Same issue running on GPU enabled Azure VM (NC6 with Tesla K80 GPU)
ubuntu 17.10 x86_64
python 3.6.3
spacy 2.0.11
thinc 6.11.2
cuda 9.2.148
cupy 4.2.0
Models en_core_web_sm

pedrostc on 10 Jul 2018

Bump. Definitely having this issue. Similar setup as previous reporters. Blank 'en' model. spacy HEAD (pre 2.0.12, 1a16162d), thinc 6.11.2, CUDA 9.0.176, cupy 4.3.0.

schuyler on 29 Jul 2018

Same. I tried editing 'cupy/manipulation/join.py', function concatenate, to convert the numpy arrays into cupy arrays but that led to several other errors down the line (something about ndarrays being in place rather than bytes). I would guess that thinc uses/assumes some feature of numpy that cupy does not support.
ubuntu 18.04
python 3.6.5
spacy 2.0.12
thinc 6.10.3
cuda 9.2
cupy 4.4.0

cmckain on 26 Aug 2018

After applying a (BS) fix to concatenate, I tried convert the cupy.ndarrays into bytes and numpy.ndarrays with both causes further problems in thinc. The heart of this error is that, originally, thinc uses numpy arrays which don't work with cupy's methods but, if you try and change that, it fails later given thinc (and cython) want and only work with numpy arrays. I also tried various changes to thinc/linear/linear.pyx:LinearModel.begin_update() (as that is here the problems seem to come from) with no success (probably given my lack of cython knowledge). Honestly, the problem seems to be on thinc's side instead but I still haven't figured out why some people's GPUs do work for training.

cmckain on 26 Aug 2018

Any update on this? Or any workaround?

ciphurus on 11 Sep 2018

Sorry for the delay on this. The issue is in the linear model in Thinc, which we ensemble with the textcat model in spaCy.

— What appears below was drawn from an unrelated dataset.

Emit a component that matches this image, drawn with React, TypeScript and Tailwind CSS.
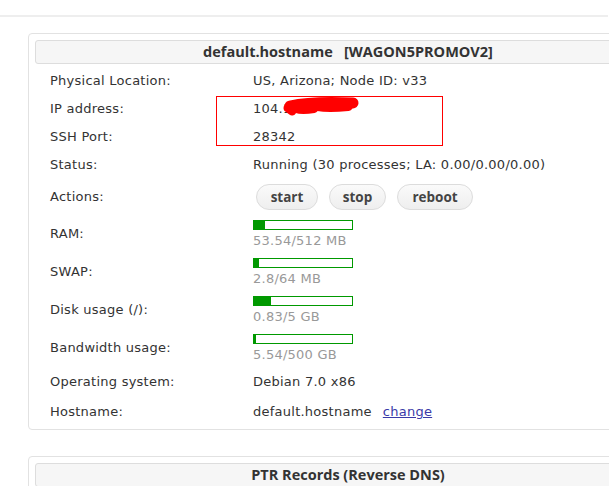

I think we should probably have a flag in the textcat to disable the ensembling. The ensemble is really most effective when we have small data sets, e.g. for Prodigy. For GPU training, presumably the dataset is large, so the ensemble is less motivated.

Simply fixing the linear model implementation in Thinc turns out to be difficult, because Thinc is using the "hashing trick". Making sure the hashing works the same across the CPU and GPU without making the CPU implementation inefficient is non-trivial.